Monday, May 18, 2020

Alas, Poor Aaroneous...




Alas, poor Aaroneous.  I knew him well.

Pitiful impulsive man-boy, lost in a world and situation outside of his control, proud in his ignorance with illusions of invulnerability.  It was March of 1991 when he found himself almost two months into a 16 week Basic Training cycle on Sand Hill at Ft. Benning, Georgia.  

***

He’d been a senior at Indiana Wesleyan Univeristy just two months prior and due to a premature midlife crisis he’d made the seemingly inexplicable decision to join the Army after GHWB declared war on Iraq.  Something burned in his patriotic breast.  It may have been reflux.

Or maybe it was depression that drove him to this madness, but whatever it was he found a way to turn it into an adventure of sorts.  BFF Tibor was brought along for the ride to a mystery location off campus.  When they pulled up catty-cornered to the recruiting station the Hungarian looked at the coffee shop next door to it and exclaimed, “Buddy!  We’re going to have coffee.  How nice!”  

“We’re not here for coffee, Tibor.”  He followed Aaroneous out of the car and into the Army recruiting office where the wayward college senior announced he wanted to join the infantry.  Within an hour it was a done deal, the papers signed, and his parents didn’t even know yet.

***

So here he was on Sand Hill where the days are like weeks, the weeks are like months, and the months are like years.  Sleep was scarce and highly regimented with a regular fireguard duty rotating trainees through an allnight roster one hour at a time patrolling the barracks with a flashlight.  Days were spent strenuously from before sun-up to after sun-down.

There was complete deprivation of contact with the outside world apart from the precious few times allotted to call home which could just as easily be taken away if someone in your platoon screwed up.  Most were rule-followers to minimize any extra misery doled out by the Drill Sergeants, but Aaroneous was different in that way.  He was quiet, unassuming, boyishly naïve, but a lot went on behind those hazel green eyes of his.

In that first week when the scrutiny was at its highest intensity and trainees were afraid to breathe wrong, Aaroneous slipped out at an opportune moment and cut through an adjacent forest to the back of the base PX.  When the sidewalk next to it was empty he stepped out from the shadow of the trees to walk casually into the PX and buy some Skittles.  Back at the barracks lights-out was drawing near but there was some time to relax just a bit before the on duty Drill Sergeant came to do the last headcount of the day.

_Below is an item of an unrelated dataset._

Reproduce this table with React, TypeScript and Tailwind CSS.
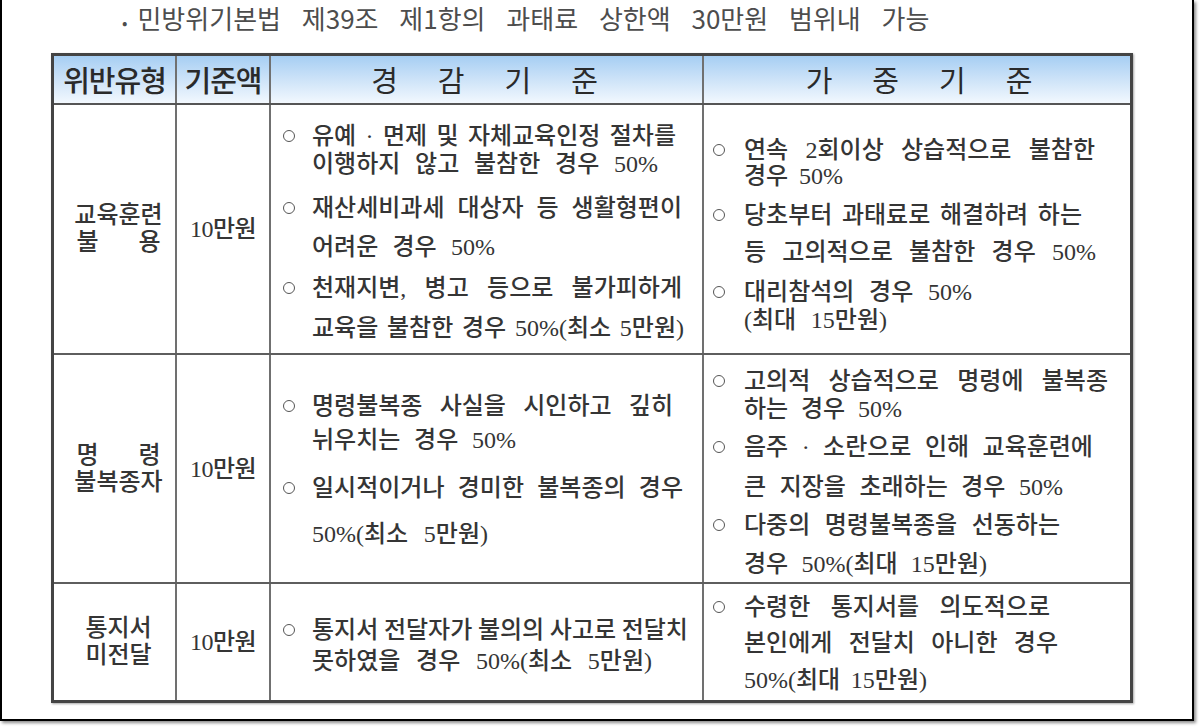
type Line = { t: string; w: string; mt: string; b?: boolean };

const SERIF = "font-['Liberation_Serif','Noto_Sans_CJK_KR',serif]";
const SANS = "font-['Noto_Sans_CJK_KR','Noto_Sans',sans-serif]";

const ROWS: {
  name: string[];
  nameJustify: boolean[];
  h: string;
  left: { pt: string; lines: Line[] };
  right: { pt: string; lines: Line[] };
}[] = [
  {
    name: ["교육훈련", "불 용"],
    nameJustify: [false, true],
    h: "h-[250px]",
    left: {
      pt: "pt-[18px]",
      lines: [
        { t: "유예 · 면제 및 자체교육인정 절차를", w: "w-[364px]", mt: "mt-0", b: true },
        { t: "이행하지 않고 불참한 경우 50%", w: "w-[346px]", mt: "mt-[2px]" },
        { t: "재산세비과세 대상자 등 생활형편이", w: "w-[370px]", mt: "mt-[18px]", b: true },
        { t: "어려운 경우 50%", w: "w-[183px]", mt: "mt-[13px]" },
        { t: "천재지변, 병고 등으로 불가피하게", w: "w-[370px]", mt: "mt-[15px]", b: true },
        { t: "교육을 불참한 경우 50%(최소 5만원)", w: "w-[372px]", mt: "mt-[14px]" },
      ],
    },
    right: {
      pt: "pt-[32px]",
      lines: [
        { t: "연속 2회이상 상습적으로 불참한", w: "w-[351px]", mt: "mt-0", b: true },
        { t: "경우 50%", w: "w-[99px]", mt: "mt-0" },
        { t: "당초부터 과태료로 해결하려 하는", w: "w-[338px]", mt: "mt-[13px]", b: true },
        { t: "등 고의적으로 불참한 경우 50%", w: "w-[352px]", mt: "mt-[11px]" },
        { t: "대리참석의 경우 50%", w: "w-[228px]", mt: "mt-[14px]", b: true },
        { t: "(최대 15만원)", w: "w-[143px]", mt: "mt-[2px]" },
      ],
    },
  },
  {
    name: ["명 령", "불복종자"],
    nameJustify: [true, false],
    h: "h-[229px]",
    left: {
      pt: "pt-[38px]",
      lines: [
        { t: "명령불복종 사실을 시인하고 깊히", w: "w-[361px]", mt: "mt-0", b: true },
        { t: "뉘우치는 경우 50%", w: "w-[204px]", mt: "mt-[8px]" },
        { t: "일시적이거나 경미한 불복종의 경우", w: "w-[371px]", mt: "mt-[22px]", b: true },
        { t: "50%(최소 5만원)", w: "w-[176px]", mt: "mt-[20px]" },
      ],
    },
    right: {
      pt: "pt-[13px]",
      lines: [
        { t: "고의적 상습적으로 명령에 불복종", w: "w-[364px]", mt: "mt-0", b: true },
        { t: "하는 경우 50%", w: "w-[158px]", mt: "mt-[2px]" },
        { t: "음주 · 소란으로 인해 교육훈련에", w: "w-[349px]", mt: "mt-[12px]", b: true },
        { t: "큰 지장을 초래하는 경우 50%", w: "w-[319px]", mt: "mt-[14px]" },
        { t: "다중의 명령불복종을 선동하는", w: "w-[316px]", mt: "mt-[12px]", b: true },
        { t: "경우 50%(최대 15만원)", w: "w-[243px]", mt: "mt-[13px]" },
      ],
    },
  },
  {
    name: ["통지서", "미전달"],
    nameJustify: [false, false],
    h: "h-[116px]",
    left: {
      pt: "pt-[33px]",
      lines: [
        { t: "통지서 전달자가 불의의 사고로 전달치", w: "w-[376px]", mt: "mt-0", b: true },
        { t: "못하였을 경우 50%(최소 5만원)", w: "w-[340px]", mt: "mt-[5px]" },
      ],
    },
    right: {
      pt: "pt-[10px]",
      lines: [
        { t: "수령한 통지서를 의도적으로", w: "w-[306px]", mt: "mt-0", b: true },
        { t: "본인에게 전달치 아니한 경우", w: "w-[314px]", mt: "mt-[10px]" },
        { t: "50%(최대 15만원)", w: "w-[183px]", mt: "mt-[11px]" },
      ],
    },
  },
];

function TextLine({ line, wide }: { line: Line; wide: boolean }) {
  return (
    <div className={`flex items-center h-[26px] ${line.mt}`}>
      <div className={`flex items-center shrink-0 ${wide ? "w-[41px] pl-[12px]" : "w-[40px] pl-[9px]"}`}>
        {line.b && <span className="block w-[12px] h-[12px] rounded-full border-[1.5px] border-[#555]" />}
      </div>
      <div className={`flex justify-between whitespace-nowrap ${line.w}`}>
        {line.t.split(" ").map((word, i) => (
          <span key={i}>{word}</span>
        ))}
      </div>
    </div>
  );
}

export default function App() {
  return (
    <div className="w-[1200px] h-[728px] bg-white overflow-hidden">
      <div className="w-[1194px] h-[721px] border-l-2 border-r-2 border-b-2 border-black shadow-[2px_2px_3px_rgba(0,0,0,0.45)] bg-white">
        {/* title line */}
        <div className={`h-[38px] leading-[36px] pl-[120px] text-[26px] text-[#4d4d4d] ${SANS} [word-spacing:15px] whitespace-nowrap`}>
          <span className="text-[16px] align-middle mr-[10px]">•</span>
          민방위기본법 제39조 제1항의 과태료 상한액 30만원 범위내 가능
        </div>

        <div className="ml-[49px] mt-[15px] w-[1082px] border-[3px] border-[#444] shadow-[1px_1px_2px_rgba(0,0,0,0.35)]">
          {/* header */}
          <div className={`grid grid-cols-[121px_94px_433px_428px] h-[49px] border-b-2 border-[#555] bg-gradient-to-b from-[#a6cef3] via-[#cde3f8] to-[#f2f8fe] text-[#2a2a2a] ${SANS}`}>
            <div className="flex items-center justify-center text-[29px] font-medium tracking-[-1px]">위반유형</div>
            <div className="flex items-center justify-center border-l-2 border-[#707070] text-[29px] font-medium tracking-[-1px]">기준액</div>
            <div className="flex items-center justify-center gap-[40px] border-l-2 border-[#707070] text-[29px] pr-[4px]">
              <span>경</span>
              <span>감</span>
              <span>기</span>
              <span>준</span>
            </div>
            <div className="flex items-center justify-center gap-[40px] border-l-2 border-[#707070] text-[29px] pl-[4px]">
              <span>가</span>
              <span>중</span>
              <span>기</span>
              <span>준</span>
            </div>
          </div>

          {ROWS.map((row, ri) => (
            <div
              key={ri}
              className={`grid grid-cols-[121px_94px_433px_428px] ${row.h} ${ri < ROWS.length - 1 ? "border-b-2 border-[#5e5e5e]" : ""} text-[24px] font-medium text-[#353535] ${SERIF}`}
            >
              <div className="flex flex-col items-center justify-center pl-[8px]">
                {row.name.map((n, i) =>
                  row.nameJustify[i] ? (
                    <div key={i} className="flex justify-between w-[84px] leading-[27px]">
                      {n.split(" ").map((c, j) => (
                        <span key={j}>{c}</span>
                      ))}
                    </div>
                  ) : (
                    <div key={i} className="leading-[27px]">
                      {n}
                    </div>
                  )
                )}
              </div>
              <div className="flex items-center justify-center border-l-2 border-[#707070] tracking-[-0.5px]">10만원</div>
              <div className={`border-l-2 border-[#707070] ${row.left.pt}`}>
                {row.left.lines.map((l, i) => (
                  <TextLine key={i} line={l} wide />
                ))}
              </div>
              <div className={`border-l-2 border-[#707070] ${row.right.pt}`}>
                {row.right.lines.map((l, i) => (
                  <TextLine key={i} line={l} wide={false} />
                ))}
              </div>
            </div>
          ))}
        </div>
      </div>
    </div>
  );
}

Aaroneous laid on his side and casually spilled out his Skittles onto the bunk where only the trainee next to him could see them.  The young man’s eyes widened considerably before breaking into a perplexed grin. “Holy shit Haney!  Where did you get Skittles?”  At that point early in the cycle there were frequent inspections to make sure we did not possess any contraband and the borders of the barracks were considered sacrosanct and off limits on pain of mental and physical torture.  He shared them with this bemused fellow and a few others who treated it like some exotic food from a faraway land.  “I’ve totally guessed you wrong, Haney.  Goddam!”

***

So, we are back again to almost two months into Basic Training.  In retrospect it was the be-all end-all of quarantine and shelter-at-home type scenarios.  Aaroneous felt his personhood was beginning to erode under the dehumanizing conditions and isolation.  He needed a break of some kind.  A few days earlier they’d marched past the base movie theater and he noticed the marquee was featuring Mel Gibson in Hamlet.  Maybe not his first choice but almost anything would do.  

Once again he found a time that he could slip off unobtrusively and hightail it the half-mile or so to the theater without being seen.  It was glorious!  He luxuriated in the soft theater seats and took in the Shakespearean spectacle of Mad Max emoting.  It is impossible to describe the pleasure of such a thing after so many weeks of being made to feel one is not a human being.  He laughed.  He cried.  And right as it was getting to its most powerful moment with his emotions at a fevered pitch he glanced down at his watch... 5 minutes until lights-out.

He literally jumped up from his seat and ran out of the theater.  He ran across the parking lot.  He ran across a grassy field or two.  He didn’t stop all out running until hitting the border of the barracks area and then quick-stepped to his barracks in order to not look too obvious to any casual observer.  He laid in his bunk with his BDU’s and boots still on and pulled the covers up to his chin just as the Drill Sergeant came barreling through the doors for headcount.  

Poor Aaroneous.  A fellow of infinite jest.  Caught in the spider’s web but avoiding the spider.